Me mind on fire, me soul on fire…

Image: AP/Press Association Images

THE YEAR 2015 is shaping up to be the hottest on record, the UN’s weather agency says, days before a UN summit opens in Paris to craft a climate rescue pact.

Based on data for the first 10 months of the year, “We feel very confident… that 2015 will be the warmest year on record,” said Michel Jarraud, head of the World Meteorological Organisation.

The WMO said land and sea temperatures were likely to surpass those of 2014 as the highest since record-keeping began.

“This is all bad news for the planet,” Jarraud told reporters in Geneva.

The UN agency usually waits to have a full year’s worth of data before drawing such conclusions but said it wanted its preliminary findings “to inform negotiators at the UN Climate Change Conference.”

More than 145 world leaders are set to gather in Paris from Monday for a conference seeking to cap average global warming at two degrees Celsius above mid-19th century levels.

German Chancellor Angela Merkel on Wednesday insisted the Paris agreement must include “a binding review mechanism under international law” to make sure countries’ carbon-curbing actions are ramped up until the two degrees target comes into focus.

Based on current voluntary pledges, Earth is on track for three degrees.

‘Time is running out’

Alarmingly, WMO said the global average surface temperature would this year pass “the symbolic and significant milestone” of one degree Celcius above the pre-industrial era.

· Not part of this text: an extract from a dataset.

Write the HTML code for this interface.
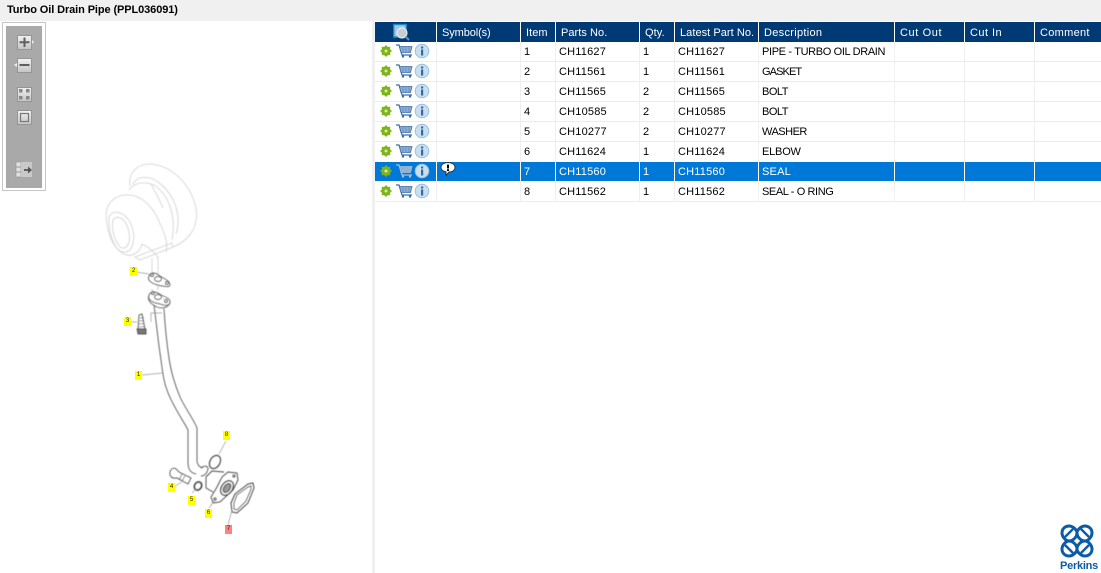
<!DOCTYPE html>
<html><head><meta charset="utf-8">
<style>
html,body{margin:0;padding:0;width:1101px;height:573px;overflow:hidden;background:#f0f0f0;font-family:"Liberation Sans",sans-serif;}
.abs{position:absolute}
#title{left:7px;top:3px;font-size:11px;font-weight:bold;line-height:15px;color:#000;letter-spacing:-.1px;white-space:nowrap}
#left{left:0;top:21px;width:372px;height:552px;background:#fff}
#right{left:375px;top:21px;width:726px;height:552px;background:#fff}
.hd{position:absolute;top:22px;height:20px;background:#003a75;color:#fff;font-size:11px;line-height:22px;letter-spacing:.05px;white-space:nowrap;box-sizing:border-box;padding-left:4px;overflow:hidden}
.w{letter-spacing:.45px}
.row{position:absolute;left:375px;width:726px;height:19px}
.c{position:absolute;top:2px;font-size:11px;line-height:19px;letter-spacing:.2px;white-space:nowrap;color:#000}
.d{letter-spacing:-.35px}
.sel .c{color:#fff}
.hl{position:absolute;left:375px;width:726px;height:1px;background:#ececec}
.vl{position:absolute;top:42px;height:160px;width:1px;background:#efefef}
.sv{position:absolute;top:162px;width:1px;height:19px;background:#fff}
.lab{position:absolute;background:#ffff00;font-size:6px;line-height:9px;height:9px;width:7px;text-align:center;color:#222}
</style></head><body>
<div class="abs" id="title">Turbo Oil Drain Pipe (PPL036091)</div>
<div class="abs" id="left"></div>
<div class="abs" id="right"></div>

<svg class="abs" style="left:0;top:0" width="372" height="573" viewBox="0 0 372 573">
<defs>
<linearGradient id="btn" x1="0" y1="0" x2="0" y2="1"><stop offset="0" stop-color="#f2f2f2"/><stop offset="1" stop-color="#c4c4c4"/></linearGradient>
</defs>
<rect x="2.5" y="22.5" width="43" height="168" fill="#fff" stroke="#c6c6c6"/>
<rect x="6" y="26" width="36" height="162" fill="#a9a9a9"/>
<g stroke="#959595" fill="url(#btn)">
<rect x="17.5" y="35.5" width="14" height="14"/><rect x="17.5" y="58.5" width="14" height="14"/>
<rect x="17.5" y="87.5" width="14" height="14"/><rect x="17.5" y="110.5" width="14" height="14"/>
</g>
<path d="M32 40l2 2-2 2zM17 63l-3 2 3 2z" fill="#eee"/>
<path d="M19.500 41.200h10v2h-10zM23.500 37.500h2v9.500h-2zM19.500 64h10v2h-10z" fill="#606060"/>
<path d="M19 89h3.500v3.500h-3.500zM26 89h3.500v3.500h-3.500zM19 96h3.500v3.500h-3.500zM26 96h3.500v3.500h-3.500z" fill="#888"/>
<rect x="20.500" y="113.500" width="8" height="8" fill="none" stroke="#777" stroke-width="1.200"/>
<path d="M16 162h5v15h-5z" fill="#e0e0e0" stroke="#999" stroke-width=".7"/>
<path d="M16 167h5M16 172h5" stroke="#999"/>
<rect x="21" y="162" width="11" height="15" fill="#e4e4e4" opacity=".55"/>
<path d="M24 170h5" stroke="#555" stroke-width="1.800"/><path d="M28 166.500l4 3.500-4 3.500z" fill="#555"/>

<g style="filter:blur(.4px)">
<!-- turbo -->
<g fill="none" stroke="#cfcfcf" stroke-width=".8">
<path d="M130 186C128 172 138 164 150 164C170 165 190 182 196 208C199 226 190 240 173 247"/>
<path d="M133 184C138 175 150 176 158 182C174 194 182 214 176 234"/>
<path d="M129 190C136 180 152 181 160 190C170 200 176 218 172 240"/>
<path d="M106 213C108 200 118 194 130 195C145 197 155 210 161 226C166 236 168 246 166 252"/>
<path d="M106 213C106 230 112 248 124 254C132 258 140 252 142 244"/>
<path d="M109 216C116 208 126 214 131 224C136 236 134 250 126 252C116 254 108 236 109 216Z"/>
<path d="M113 220C118 214 125 219 128 228C131 238 129 247 124 248C117 249 111 232 113 220Z"/>
<path d="M135 257L172 243L173 247L140 260Z"/>
<path d="M151 184C156 194 160 200 163 208M142 244C150 248 155 252 158 258"/>
<path d="M152 258V275M158 256V275"/>
</g>
<!-- gasket 2 -->
<g fill="none" stroke="#666" stroke-width=".9">
<path d="M149 276C151 272 155 272 160 276C165 279 170 281 170 285C169 288 165 286 162 286C156 285 146 282 149 276Z"/>
<ellipse cx="158" cy="279" rx="3.500" ry="2.500"/><circle cx="152" cy="275" r="1.500"/><circle cx="167" cy="283" r="1.500"/>
<!-- flange -->
<path d="M149 295C151 291 156 291 161 295C166 297 171 299 170 303C168 307 163 305 160 304C155 303 147 301 149 295Z"/>
<path d="M149 295C147 300 150 303 155 306C160 309 167 309 170 303"/>
<ellipse cx="158" cy="297" rx="3.500" ry="2.500"/><circle cx="153" cy="293" r="1.500"/><circle cx="166" cy="301" r="1.500"/>
</g>
<path d="M152 289V292M158 286V290" stroke="#bbb" stroke-width=".8"/>
<!-- pipe -->
<g fill="none" stroke="#555" stroke-width=".9">
<path d="M154 305C156 320 158 340 160 353C162 366 163 380 167 390C172 405 183 420 188 430V462C188 470 191 473 196 474"/>
<path d="M164 309C165 325 167 345 169 358C171 372 175 385 180 397C185 408 194 420 197 428V460C197 464 199 467 203 468"/>
<path d="M201 468C204 465 208 466 208 469C207 473 205 476 201 476"/>
</g>
<!-- bolt 3 -->
<g fill="none" stroke="#555" stroke-width=".9">
<path d="M139 315L142 314L145 329H138Z"/><path d="M140 318l4-.5M139.500 321l4.500-.5M139 324l5-.5M139 327l6-.5" stroke-width=".6"/>
<path d="M137 329H146V334H138Z" fill="#777"/>
</g>
<!-- oring 8 -->
<ellipse cx="215" cy="462" rx="5" ry="7" transform="rotate(30 215 462)" fill="none" stroke="#555" stroke-width="1.300"/>
<!-- bolt 4 -->
<g fill="none" stroke="#555" stroke-width=".9">
<path d="M170 472C171 468 175 467 177 470L179 472L191 478L188 484L177 478C172 479 169 476 170 472Z"/>
<path d="M182 474L179 480M185 476L182 481" stroke-width=".6"/>
</g>
<!-- washer 5 -->
<ellipse cx="198" cy="486" rx="3.500" ry="4.300" transform="rotate(30 198 486)" fill="none" stroke="#444" stroke-width="1.600"/>
<!-- elbow 6 -->
<g fill="none" stroke="#444" stroke-width=".9">
<path d="M206 477L212 471L224 472"/>
<path d="M206 477V488L213 492"/>
<path d="M228 472L237 473L238 480L233 490L220 502L213 503L211 497L217 487L222 477Z" fill="#fff"/>
<ellipse cx="227" cy="488" rx="5.500" ry="8" transform="rotate(35 227 488)" stroke-width="1.100"/>
<ellipse cx="227" cy="488" rx="3" ry="5" transform="rotate(35 227 488)" fill="#999"/>
<circle cx="234" cy="476" r="1.100"/><circle cx="215" cy="499" r="1.100"/>
<path d="M235 494L248 484L253 483L254 488L248 503L237 513L232 512L231 503Z" stroke-width="1"/>
<path d="M237 495L248 487L251 486L251 489L246 501L237 510L234 509L234 503Z" stroke-width=".7"/>
</g>
<!-- leaders -->
<g stroke="#999" stroke-width=".7" fill="none">
<path d="M136 272L149 274M131 322H137M142 375L163 373M226 441L219 454M174 487L183 481M192 493L196 489M209 508L215 500M228 525L232 510M162 313H151V322"/>
</g>
</g>
</svg>

<div class="lab" style="left:130px;top:267px">2</div>
<div class="lab" style="left:124px;top:317px">3</div>
<div class="lab" style="left:135px;top:371px">1</div>
<div class="lab" style="left:223px;top:431px">8</div>
<div class="lab" style="left:168px;top:483px">4</div>
<div class="lab" style="left:188px;top:496px">5</div>
<div class="lab" style="left:205px;top:509px">6</div>
<div class="lab" style="left:225px;top:525px;background:#ff8080">7</div>

<!-- headers -->
<div class="hd" style="left:375px;width:61px"></div>
<div class="hd" style="left:437px;width:83px;padding-left:5px;letter-spacing:-.1px">Symbol(s)</div>
<div class="hd" style="left:521px;width:34px;padding-left:5px">Item</div>
<div class="hd" style="left:556px;width:83px;padding-left:5px">Parts No.</div>
<div class="hd" style="left:640px;width:34px;padding-left:5px">Qty.</div>
<div class="hd" style="left:675px;width:83px;padding-left:5px">Latest Part No.</div>
<div class="hd w" style="left:759px;width:135px;padding-left:5px;letter-spacing:.3px">Description</div>
<div class="hd w" style="left:895px;width:69px;padding-left:5px;letter-spacing:.6px">Cut Out</div>
<div class="hd w" style="left:965px;width:69px;padding-left:5px">Cut In</div>
<div class="hd w" style="left:1035px;width:66px;padding-left:5px;letter-spacing:.3px">Comment</div>
<svg class="abs" style="left:393px;top:23px" width="18" height="18" viewBox="0 0 18 18">
<rect x=".7" y="1.500" width="12.600" height="12.600" fill="#9fc9e6" stroke="#1f86c4" stroke-width="1.400"/>
<circle cx="9" cy="10" r="5" fill="#c9cdd2" stroke="#eef0f2"/>
<path d="M12.500 13.500l3.500 3.500" stroke="#5b8fc8" stroke-width="2"/>
</svg>

<!-- rows -->
<div class="row sel" style="top:162px;background:#0078d7"></div>
<div class="hl" style="top:61px"></div><div class="hl" style="top:81px"></div><div class="hl" style="top:101px"></div>
<div class="hl" style="top:121px"></div><div class="hl" style="top:141px"></div>
<div class="hl" style="top:201px"></div>
<div class="vl" style="left:436px"></div><div class="vl" style="left:520px"></div><div class="vl" style="left:555px"></div>
<div class="vl" style="left:639px"></div><div class="vl" style="left:674px"></div><div class="vl" style="left:758px"></div>
<div class="vl" style="left:894px"></div><div class="vl" style="left:964px"></div><div class="vl" style="left:1034px"></div>

<div class="row" style="top:41px"><span class="c" style="left:149px">1</span><span class="c" style="left:184px">CH11627</span><span class="c" style="left:268px">1</span><span class="c" style="left:303px">CH11627</span><span class="c d" style="left:387px">PIPE - TURBO OIL DRAIN</span></div>
<div class="row" style="top:61px"><span class="c" style="left:149px">2</span><span class="c" style="left:184px">CH11561</span><span class="c" style="left:268px">1</span><span class="c" style="left:303px">CH11561</span><span class="c d" style="left:387px;letter-spacing:-.9px">GASKET</span></div>
<div class="row" style="top:81px"><span class="c" style="left:149px">3</span><span class="c" style="left:184px">CH11565</span><span class="c" style="left:268px">2</span><span class="c" style="left:303px">CH11565</span><span class="c d" style="left:387px;letter-spacing:-.5px">BOLT</span></div>
<div class="row" style="top:101px"><span class="c" style="left:149px">4</span><span class="c" style="left:184px">CH10585</span><span class="c" style="left:268px">2</span><span class="c" style="left:303px">CH10585</span><span class="c d" style="left:387px;letter-spacing:-.5px">BOLT</span></div>
<div class="row" style="top:121px"><span class="c" style="left:149px">5</span><span class="c" style="left:184px">CH10277</span><span class="c" style="left:268px">2</span><span class="c" style="left:303px">CH10277</span><span class="c d" style="left:387px;letter-spacing:-.5px">WASHER</span></div>
<div class="row" style="top:141px"><span class="c" style="left:149px">6</span><span class="c" style="left:184px">CH11624</span><span class="c" style="left:268px">1</span><span class="c" style="left:303px">CH11624</span><span class="c d" style="left:387px;letter-spacing:-.2px">ELBOW</span></div>
<div class="row sel" style="top:161px"><span class="c" style="left:149px">7</span><span class="c" style="left:184px">CH11560</span><span class="c" style="left:268px">1</span><span class="c" style="left:303px">CH11560</span><span class="c d" style="left:387px;letter-spacing:.2px">SEAL</span></div>
<div class="row" style="top:181px"><span class="c" style="left:149px">8</span><span class="c" style="left:184px">CH11562</span><span class="c" style="left:268px">1</span><span class="c" style="left:303px">CH11562</span><span class="c d" style="left:387px;letter-spacing:-.4px">SEAL - O RING</span></div>
<div class="sv" style="left:436px"></div><div class="sv" style="left:520px"></div><div class="sv" style="left:555px"></div>
<div class="sv" style="left:639px"></div><div class="sv" style="left:674px"></div><div class="sv" style="left:758px"></div>
<div class="sv" style="left:894px"></div><div class="sv" style="left:964px"></div><div class="sv" style="left:1034px"></div>

<!-- row icons -->
<svg class="abs" style="left:375px;top:41px;color:#3f6ea6" width="62" height="160" viewBox="0 0 62 160">
<defs>
<g id="ic">
<circle cx="11" cy="10" r="3.400" fill="none" stroke="#7cb518" stroke-width="2.600"/>
<path d="M11 4.500v11M5.500 10h11M7.100 6.100l7.800 7.800M14.900 6.100l-7.800 7.800" stroke="#7cb518" stroke-width="1.800"/>
<circle cx="11" cy="10" r="1.500" fill="#dbe8b8"/>
<path d="M21 4h3l3 10h10" fill="none" stroke="currentColor" stroke-width="1.300"/>
<path d="M24.500 5.500H37L35.500 11.500H26Z" fill="#8fb0d4" stroke="currentColor" stroke-width=".8"/>
<path d="M28 5.500V11.500M31 5.500V11.500M34 5.500V11.500" stroke="currentColor" stroke-width=".5"/>
<circle cx="28" cy="15.500" r="1.200" fill="currentColor"/><circle cx="35" cy="15.500" r="1.200" fill="currentColor"/>
<circle cx="47" cy="10" r="6.800" fill="#c9dff0" stroke="#9dbfdc"/>
<rect x="46" y="5.500" width="2.200" height="2" fill="#2e6ca6"/><rect x="46" y="8.500" width="2.200" height="6" fill="#2e6ca6"/>
</g>
</defs>
<use href="#ic" y="0"/><use href="#ic" y="20"/><use href="#ic" y="40"/><use href="#ic" y="60"/>
<use href="#ic" y="80"/><use href="#ic" y="100"/><use href="#ic" y="120" style="color:#a8bcd4"/><use href="#ic" y="140"/>
</svg>
<!-- symbol -->
<svg class="abs" style="left:440px;top:162px" width="16" height="15" viewBox="0 0 16 15">
<path d="M8 .5C12 .5 15 2.500 15 5.500C15 8.500 12 10 9 10L6 13.500L6 9.800C3 9.300 1 8 1 5.500C1 2.500 4 .5 8 .5Z" fill="#fff" stroke="#333"/>
<rect x="7" y="2.500" width="2" height="4" fill="#000"/><rect x="7" y="7.200" width="2" height="1.800" fill="#000"/>
</svg>

<!-- logo -->
<svg class="abs" style="left:1058px;top:522px" width="38" height="38" viewBox="0 0 38 38">
<g fill="none" stroke="#0b5ca5" stroke-width="3">
<path d="M4 11C4 6 8 4 11 4C15 4 19 8 19 11C19 15 15 19 11 19C8 19 4 15 4 11Z"/>
<path d="M19 11C19 8 23 4 27 4C30 4 34 6 34 11C34 15 30 19 27 19C23 19 19 15 19 11Z"/>
<path d="M4 27C4 23 8 19 11 19C15 19 19 23 19 27C19 30 15 34 11 34C8 34 4 32 4 27Z"/>
<path d="M19 27C19 23 23 19 27 19C30 19 34 23 34 27C34 32 30 34 27 34C23 34 19 30 19 27Z"/>
<path d="M7 15L15 7M31 15L23 7M7 23L15 31M31 23L23 31" stroke-width="2.400"/>
</g>
</svg>
<div class="abs" style="left:1060px;top:560px;font-size:11px;font-weight:bold;line-height:12px;color:#0b5ca5;letter-spacing:-.25px;white-space:nowrap">Perkins</div>
</body></html>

According to Jarraud, “we have already warmed the atmosphere by more than half.

“This is of great concern,” he said, and pointed out that the concentration of greenhouse gases in the atmosphere broke a new record this year.

These gases can remain in the atmosphere for centuries and will continue warming the climate long after emissions are cut.

“Time is really not on our side,” Jarraud said. The two degree target remained achievable, but “the more we wait to take action, the more difficult it will be.”

In the first nine months of 2015, global ocean heat content in both the upper 700 metres (2,300 feet) and 2,000 metres hit record highs, it said.

Sea levels in the first half of the year, meanwhile, appeared to be “the highest since satellite observations became available in 1993.”